My first ask is to a source for that picture of the D&LG car sitting by the Hancock wye so I'm sure I'm looking at the same picture you mention.

My second ask is for anything documenting/showing a wye in place prior to 1904. I agree that a wye there in 1881 is logical but also conjectural. Beyond that, I only know of a few pieces of evidence about a wye there at all: the DL&G era photo and later correspondence, ICC map and C&S timetables.

Questioning the wye goes against a long-held belief. I believed it. Then my reading late 1903 correspondence in Daniel Edwards' Vol. 1 South Park Documentary History, pages 94-95 are several transcribed letters on building a wye at Hancock, ultimately AFE 118, dated 11/6/1903.
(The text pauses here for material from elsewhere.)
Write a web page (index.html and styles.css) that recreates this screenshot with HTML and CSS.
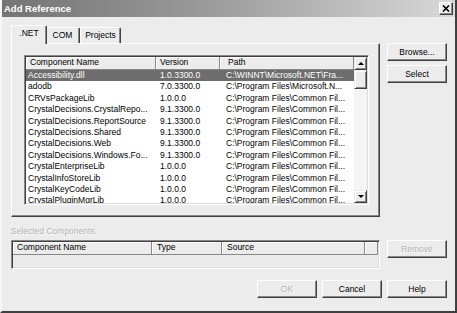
FILE: index.html
```html
<!DOCTYPE html>
<html lang="en">
<head>
  <meta charset="UTF-8"/>
  <title>Add Reference</title>
  <link rel="stylesheet" href="styles.css">
</head>
<body>
  <div class="window">
    <div class="titlebar">
      <span class="caption">Add Reference</span>
      <button class="close-btn" title="Close">
        <svg width="8" height="7" viewBox="0 0 8 7"><path d="M1 0.5 L7 6.5 M7 0.5 L1 6.5" stroke="#000" stroke-width="1.6"/></svg>
      </button>
    </div>

    <div class="main">
      <div class="tabs">
        <div class="tab tab-net active">.NET</div>
        <div class="tab tab-com">COM</div>
        <div class="tab tab-proj">Projects</div>
      </div>

      <div class="side-top">
        <button class="btn">Browse...</button>
        <button class="btn">Select</button>
      </div>

      <div class="page">
        <div class="listbox">
          <div class="lb-content">
            <div class="lb-row lb-head">
              <div class="hcell">Component Name</div>
              <div class="hcell">Version</div>
              <div class="hcell">Path</div>
            </div>
            <div class="lb-row selected"><div>Accessibility.dll</div><div>1.0.3300.0</div><div>C:\WINNT\Microsoft.NET\Fra...</div></div>
            <div class="lb-row"><div>adodb</div><div>7.0.3300.0</div><div>C:\Program Files\Microsoft.N...</div></div>
            <div class="lb-row"><div>CRVsPackageLib</div><div>1.0.0.0</div><div>C:\Program Files\Common Fil...</div></div>
            <div class="lb-row"><div>CrystalDecisions.CrystalRepo...</div><div>9.1.3300.0</div><div>C:\Program Files\Common Fil...</div></div>
            <div class="lb-row"><div>CrystalDecisions.ReportSource</div><div>9.1.3300.0</div><div>C:\Program Files\Common Fil...</div></div>
            <div class="lb-row"><div>CrystalDecisions.Shared</div><div>9.1.3300.0</div><div>C:\Program Files\Common Fil...</div></div>
            <div class="lb-row"><div>CrystalDecisions.Web</div><div>9.1.3300.0</div><div>C:\Program Files\Common Fil...</div></div>
            <div class="lb-row"><div>CrystalDecisions.Windows.Fo...</div><div>9.1.3300.0</div><div>C:\Program Files\Common Fil...</div></div>
            <div class="lb-row"><div>CrystalEnterpriseLib</div><div>1.0.0.0</div><div>C:\Program Files\Common Fil...</div></div>
            <div class="lb-row"><div>CrystalInfoStoreLib</div><div>1.0.0.0</div><div>C:\Program Files\Common Fil...</div></div>
            <div class="lb-row"><div>CrystalKeyCodeLib</div><div>1.0.0.0</div><div>C:\Program Files\Common Fil...</div></div>
            <div class="lb-row"><div>CrystalPluginMgrLib</div><div>1.0.0.0</div><div>C:\Program Files\Common Fil...</div></div>
          </div>
          <div class="vscroll">
            <div class="sb-btn"><span class="arrow-up"></span></div>
            <div class="sb-thumb"></div>
            <div class="sb-track"></div>
            <div class="sb-btn"><span class="arrow-down"></span></div>
          </div>
        </div>
      </div>

      <div class="sel-label">Selected Components:</div>

      <div class="listview">
        <div class="lv-head">
          <div class="hcell">Component Name</div>
          <div class="hcell">Type</div>
          <div class="hcell">Source</div>
          <div class="hcell"></div>
        </div>
      </div>

      <div class="side-bottom">
        <button class="btn" disabled>Remove</button>
      </div>
    </div>

    <div class="footer">
      <button class="btn" disabled>OK</button>
      <button class="btn">Cancel</button>
      <button class="btn">Help</button>
    </div>
  </div>
</body>
</html>
```

FILE: styles.css
```css
:root { --face:#ececec; --light:#fff; --shadow:#888; --dark:#404040; --sel:#6d6d6d; --dis:#b4b4b4; }
*{box-sizing:border-box;margin:0;padding:0;}
body{width:457px;height:313px;overflow:hidden;background:var(--face);font-family:"Liberation Sans",Arial,sans-serif;font-size:8.5px;color:#000;}

.window{width:457px;height:313px;background:var(--face);border-left:2px solid #f6f6f6;border-right:2px solid var(--dark);border-bottom:2px solid var(--dark);display:flex;flex-direction:column;}

.titlebar{height:17px;display:flex;align-items:center;justify-content:space-between;padding:0 2px 0 2px;background:linear-gradient(to right,#747474,#9a9a9a 45%,#d8d8d8);}
.caption{color:#fff;font-weight:bold;font-size:9.5px;}
.close-btn{width:14px;height:13px;display:flex;align-items:center;justify-content:center;background:var(--face);border:1px solid;border-color:var(--light) var(--dark) var(--dark) var(--light);box-shadow:inset -1px -1px 0 var(--shadow);}

.main{display:grid;grid-template-columns:369px 60px;grid-template-rows:18px 174px 23px 29px;column-gap:7px;padding:8px 0 0 9px;}

/* tabs */
.tabs{grid-column:1;grid-row:1;display:flex;align-items:flex-end;padding-left:2px;position:relative;z-index:1;}
.tab{height:16px;line-height:14px;text-align:center;border:1px solid;border-bottom:none;border-color:var(--light) var(--dark) transparent var(--light);box-shadow:inset -1px 0 0 var(--shadow);border-radius:2px 2px 0 0;background:var(--face);}
.tab-net{width:32px;}
.tab-com{width:35px;}
.tab-proj{width:41px;}
.tab.active{width:36px;height:19px;line-height:15px;margin:0 -2px -1px -2px;position:relative;z-index:2;}

.page{grid-column:1;grid-row:2;border:1px solid;border-color:var(--light) var(--dark) var(--dark) var(--light);box-shadow:inset -1px -1px 0 var(--shadow);padding:11px 10px 11px 12px;}

/* list box */
.listbox{height:150px;display:flex;background:#fff;border:1px solid;border-color:var(--shadow) var(--light) var(--light) var(--shadow);box-shadow:inset 1px 1px 0 var(--dark),inset -1px -1px 0 #dcdcdc;padding:1px;}
.lb-content{flex:1;overflow:hidden;}
.lb-row{display:grid;grid-template-columns:130px 64px 134px;height:11.4px;line-height:11.4px;white-space:nowrap;}
.lb-row div{overflow:hidden;}
.lb-row div:nth-child(1){padding-left:2px;}
.lb-row div:nth-child(2){padding-left:4px;}
.lb-row div:nth-child(3){padding-left:6px;}
.lb-row.selected{background:var(--sel);color:#fff;}
.lb-row.lb-head{height:13px;line-height:11px;}
.hcell{background:var(--face);border-right:1px solid var(--shadow);border-bottom:1px solid var(--shadow);box-shadow:inset 1px 1px 0 var(--light);white-space:nowrap;}
.lb-head .hcell:nth-child(1){padding-left:4px;}
.lb-head .hcell:nth-child(2){padding-left:4px;}
.lb-head .hcell:nth-child(3){padding-left:8px;}

.vscroll{width:13px;display:flex;flex-direction:column;}
.sb-btn,.sb-thumb{background:var(--face);border:1px solid;border-color:var(--face) var(--dark) var(--dark) var(--face);box-shadow:inset 1px 1px 0 var(--light),inset -1px -1px 0 var(--shadow);}
.sb-btn{height:13px;display:flex;align-items:center;justify-content:center;}
.sb-thumb{height:19px;}
.sb-track{flex:1;background:#f4f4f4;}
.arrow-up{width:0;height:0;border-left:3px solid transparent;border-right:3px solid transparent;border-bottom:3px solid #000;}
.arrow-down{width:0;height:0;border-left:3px solid transparent;border-right:3px solid transparent;border-top:3px solid #000;}

.sel-label{grid-column:1;grid-row:3;padding-top:8px;line-height:12px;color:var(--dis);text-shadow:1px 1px 0 #fafafa;}

.listview{grid-column:1;grid-row:4;background:#ebebeb;border:1px solid;border-color:var(--shadow) var(--light) var(--light) var(--shadow);box-shadow:inset 1px 1px 0 var(--dark),inset -1px -1px 0 #dcdcdc;padding:1px;}
.lv-head{display:grid;grid-template-columns:139px 70px 143px 1fr;height:13px;line-height:11px;}
.lv-head .hcell{padding-left:5px;}
.lv-head .hcell:first-child{padding-left:4px;}

/* buttons */
.side-top{grid-column:2;grid-row:1 / 3;padding-top:18px;display:flex;flex-direction:column;gap:4px;}
.side-bottom{grid-column:2;grid-row:4;}
.btn{width:60px;height:18px;font-family:inherit;font-size:8.5px;color:#000;background:var(--face);border:1px solid;border-color:var(--light) var(--dark) var(--dark) var(--light);box-shadow:inset -1px -1px 0 var(--shadow);}
.btn:disabled{color:var(--dis);text-shadow:1px 1px 0 #fafafa;}

.footer{display:flex;justify-content:flex-end;gap:5px;padding:11px 8px 0 0;}
```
Sept 30, 1903: a recommendation to "put in a Y at Hancock" to address the need for turning engines during winter, which would pay for itself in saved overtime and shoveling expenses incurred by engines backing between Hancock and the Tunnel.

Nov 6, 1903: laying out expenses and a recommendation of location which will "take a small amount of work to make a wye." It includes 548 yards of grading and materials, for 1300' of track, including rail, frogs, spikes, switch stands, etc.
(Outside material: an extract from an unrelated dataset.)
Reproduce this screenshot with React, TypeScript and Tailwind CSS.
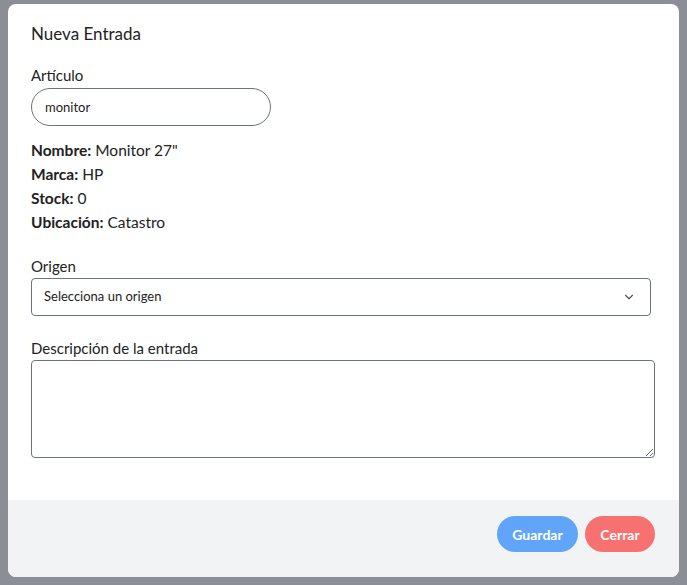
import React from "react";
import { ChevronDown } from "lucide-react";

const info = [
  { k: "Nombre:", v: "Monitor 27\"" },
  { k: "Marca:", v: "HP" },
  { k: "Stock:", v: "0" },
  { k: "Ubicación:", v: "Catastro" },
];

export default function App() {
  return (
    <div
      className="w-[687px] h-[585px] bg-[#8b8e97] pt-[4px] pl-[8px]"
      style={{ fontFamily: "Lato, 'Noto Sans', sans-serif" }}
    >
      <div className="w-[671px] h-[573px] bg-white rounded-lg overflow-hidden flex flex-col text-[#222]">
        <div className="flex-1 px-[23px] pt-[18px]">
          <h3 className="text-[17px] leading-6">Nueva Entrada</h3>
          <label className="block mt-[19px] text-[15px] leading-5">Artículo</label>
          <input
            className="mt-[3px] w-[240px] h-[38px] rounded-full border border-[#6b7280] px-[13px] text-[13px] outline-none"
            defaultValue="monitor"
          />
          <div className="mt-[12px] text-[15.5px] leading-6">
            {info.map((r) => (
              <p key={r.k}>
                <span className="font-bold">{r.k}</span> {r.v}
              </p>
            ))}
          </div>
          <label className="block mt-[22px] text-[15px] leading-5">Origen</label>
          <div className="mt-[2px] w-[620px] h-[38px] rounded border border-[#6b7280] flex items-center justify-between pl-[12px] pr-[14px] text-[13px]">
            <span>Selecciona un origen</span>
            <ChevronDown size={14} strokeWidth={2} className="text-[#555]" />
          </div>
          <label className="block mt-[22px] text-[15px] leading-5">Descripción de la entrada</label>
          <textarea className="mt-[2px] block w-[624px] h-[98px] rounded border border-[#6b7280] outline-none" />
        </div>
        <div className="h-[77px] bg-[#f1f3f4] flex justify-end items-start gap-[7px] pt-[16px] pr-[24px]">
          <button className="w-[81px] h-[36px] rounded-full bg-[#60a5fa] text-white font-bold text-[14px]">
            Guardar
          </button>
          <button className="w-[70px] h-[36px] rounded-full bg-[#f87171] text-white font-bold text-[14px]">
            Cerrar
          </button>
        </div>
      </div>
    </div>
  );
}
Nov 9, 1903: more justification, primarily to handle snow removal issues between Hancock and the Tunnel. "The nearest wye east of the tunnel is located at Mt. Princeton [...] the nearest wye on the west side is located at Pitkin." [No mention of the turntable at the tunnel enginehouse--in place but unused?]

Jan 14, 1904: covering extra expenses required, which included grading frozen earth, blasting several boulders and making the tail 16' longer to accomodate the rotary.

Conclusive? Absolutely not, but this could be read like there was no wye in place at that time, in fact no rails nor grade. It could possibly be read as a large reworking of an existing grade. And we could make the conjecture that a wye was there and later removed and then forgotten by those working in Denver.

The wording raises just enough question to catch my eye. Yes, it goes against the overwhelming historical belief .  Perhaps sacrilegiously I've cautiously wondered if that belief of a wye at Hancock was a projection backward into time from a reference on a C&S document (timetable or ICC map?), an assumption, a logical idea, that became codified in Poor's opus and has been perpetuated in later books, such as Ferrell. Neither Poor nor Ferrell cite the source of their reference and map. I wish they had!

Only that photo provides insight on a wye during the 1890s.